The collateralised SPV then issues notes to investors. As the SPV has sufficient collateral to secure the note issuance, the risk for investors is subsequently reduced and this reduction in risk enables the SPV to issue the notes at a reduced cost of funding. A fundamental characteristic of the receivables is that they should have sufficient historical performance in order to be able to determine how they will perform in the future. For example, rates of default, growth in volume year on year and rates of delayed payment, enable investors and rating agencies to build a picture of their performance. Rating agencies are then able to ascribe a rating to the receivables and the note issuance.


Upon the note issuance by the SPV to investors, the proceeds collected by the SPV from the issuance is then utilised to purchase the receivables from the Originator. This achieves the effect of what in securitisation is labelled a ‘True Sale’. This should place the SPV out of the reach of liquidators in the event of insolvency proceedings against the Originator. This is known as ‘Insolvency Remoteness’. The Insolvency Remoteness of the SPV from the Originator reduces the risk inherent in the note issue and also enables the SPV to issue the notes at a reduced cost of funding.


The benefits of this reduced cost of funding is passed onto the Originator by the SPV at the point the SPV utilises the proceeds of the notes issue to purchase the receivables from the Originator. When the receivables are purchased, from the Originators point of view, it will get upfront payment on receivables which it has sold to the SPV. The benefit to investors is that they invest in a debt instrument issued by an SPV that has sufficient collateral to cover the note issuance and the SPV is a separate entity from the Originator and consequently is not ordinarily affected in the event the Originator is rendered insolvent.

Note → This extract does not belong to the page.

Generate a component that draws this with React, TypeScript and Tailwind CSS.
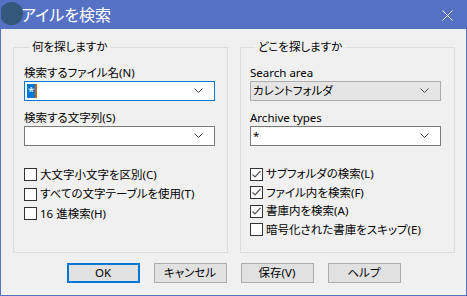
import React from 'react';

const font = "font-['Noto_Sans','Noto_Sans_CJK_JP',sans-serif] [font-feature-settings:'palt']";

function Chevron() {
    return (
        <svg width="9" height="6" viewBox="0 0 9 6" className="shrink-0">
            <polyline points="0.5,0.5 4.5,4.5 8.5,0.5" fill="none" stroke="#444" strokeWidth="1" />
        </svg>
    );
}

function Combo({ children, focused = false, gray = false }: { children?: React.ReactNode; focused?: boolean; gray?: boolean }) {
    const border = focused ? 'border-[#0078d7]' : gray ? 'border-[#adadad]' : 'border-[#7a7a7a]';
    const bg = gray ? 'bg-[#e5e5e5]' : 'bg-white';
    return (
        <div className={`w-[191px] h-[20px] border ${border} ${bg} flex items-center pl-[2px] pr-[11px]`}>
            <div className="flex-1 flex items-center text-[11.5px] leading-4 text-black">{children}</div>
            <Chevron />
        </div>
    );
}

function Check({ label, checked = false }: { label: string; checked?: boolean }) {
    return (
        <div className="flex items-center gap-[3px] h-[19.5px]">
            <div className="w-[13px] h-[13px] border border-[#333] bg-white flex items-center justify-center">
                {checked && (
                    <svg width="11" height="11" viewBox="0 0 11 11">
                        <polyline points="1.5,5.5 4,8 9.5,2" fill="none" stroke="#555" strokeWidth="1.2" />
                    </svg>
                )}
            </div>
            <span className="text-[11.5px] leading-4 text-black">{label}</span>
        </div>
    );
}

function Group({ title, children, pl }: { title: string; children: React.ReactNode; pl: string }) {
    return (
        <fieldset className={`w-[215px] h-[214px] border border-[#dcdcdc] ${pl}`}>
            <legend className="ml-[5px] px-[3px] text-[11.5px] leading-4 text-black">{title}</legend>
            {children}
        </fieldset>
    );
}

function Button({ label, primary = false }: { label: string; primary?: boolean }) {
    return (
        <button
            className={`w-[73px] h-[20px] bg-[#e1e1e1] text-[11.5px] leading-4 text-black flex items-center justify-center ${primary ? 'border-2 border-[#0078d7]' : 'border border-[#adadad]'}`}
        >
            {label}
        </button>
    );
}

export default function App() {
    return (
        <div className={`w-[467px] h-[296px] bg-[#f0f0f0] border-x border-b border-[#5571c4] flex flex-col overflow-hidden ${font}`}>
            {/* Title bar */}
            <div className="relative h-[29px] -mx-px bg-[#5571c4] flex items-center shrink-0">
                <div className="absolute left-0 top-[2px] w-[23px] h-[23px] rounded-full bg-[#33587c]"></div>
                <span className="ml-[21px] text-[16px] leading-5 text-white">アイルを検索</span>
                <svg width="11" height="11" viewBox="0 0 11 11" className="ml-auto mr-[14px] mt-[2px]">
                    <path d="M0.5 0.5 L10.5 10.5 M10.5 0.5 L0.5 10.5" stroke="#fff" strokeWidth="1" />
                </svg>
            </div>

            {/* Groups */}
            <div className="flex gap-[12px] pl-[12px] pt-[10px]">
                <Group title="何を探しますか" pl="pl-[10px]">
                    <div className="pt-[10px] text-[11.5px] leading-4 text-black">検索するファイル名(N)</div>
                    <Combo focused>
                        <span className="bg-[#0078d7] text-white px-[1px] leading-[14px]">*</span>
                        <span className="w-[2px] h-[14px] bg-[#c0671c]"></span>
                    </Combo>
                    <div className="mt-[9px] text-[11.5px] leading-4 text-black">検索する文字列(S)</div>
                    <Combo />
                    <div className="mt-[19px]">
                        <Check label="大文字小文字を区別(C)" />
                        <Check label="すべての文字テーブルを使用(T)" />
                        <Check label="16 進検索(H)" />
                    </div>
                </Group>
                <Group title="どこを探しますか" pl="pl-[9px]">
                    <div className="pt-[10px] text-[11.5px] leading-4 text-black">Search area</div>
                    <Combo gray>カレントフォルダ</Combo>
                    <div className="mt-[9px] text-[11.5px] leading-4 text-black">Archive types</div>
                    <Combo>*</Combo>
                    <div className="mt-[19px] [&>div]:h-[18.5px]">
                        <Check label="サブフォルダの検索(L)" checked />
                        <Check label="ファイル内を検索(F)" checked />
                        <Check label="書庫内を検索(A)" checked />
                        <Check label="暗号化された書庫をスキップ(E)" />
                    </div>
                </Group>
            </div>

            {/* Buttons */}
            <div className="flex justify-center gap-[14px] mt-[10px]">
                <Button label="OK" primary />
                <Button label="キャンセル" />
                <Button label="保存(V)" />
                <Button label="ヘルプ" />
            </div>
        </div>
    );
}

The net effect of the transaction for the Originator is that it is able to benefit from the better credit profile which the SPV has inherited from the assignment of the receivables. This is known as a credit arbitrage. The SPV can be structured with the appropriate collateral so as to enhance its credit rating. This flexibility to engineer a credit profile of the SPV to suit a specific fundraise presents an attractive proposition for all parties involved.

The securitisation structure enables institutions to raise larger sums, in a more efficient and less costly manner in spite of the initial set up costs which are necessary to cover legal and advisory fees. In emerging markets, financial institutions tend to focus most of their fundraising on bi-lateral unsecured facilities. Due to market fluctuations and the fact that the fundraising is unsecured, the pricing ends up being more costly. However, if these financial institutions planned more medium to long term, they could implement a securitisation set up which would enable them to benefit from a credit arbitrage and consequently reduce the cost of funding.


Furthermore, as the whole premise of a securitisation is an off-balance sheet transaction, this enables the financial institution to continue its activities and obligations regardless of the securitisation, whilst simultaneously yielding a positive impact on its balance sheet ratios as funding raised through the sale of receivables can be utilised to clear liabilities on the balance sheet, improve the return on capital and deliver a positive impact on the debt to asset ratio.


Inevitably, the economic downturn of 2008 negatively impacted the levels of securitisation in developed markets. However, the importance of these transactions to the economy has compelled regulatory bodies such as the Bank of England and the European Central Bank to shift their focus towards reviving the securitisation market. Emerging markets are gradually realising the importance of this means of raising funds as there is a growing consensus that it will be critical for the growth and development of financial institutions operating within those markets due to its ability to simultaneously bolster their balance sheet whilst enabling them to raise larger sums of cash at a cheaper cost.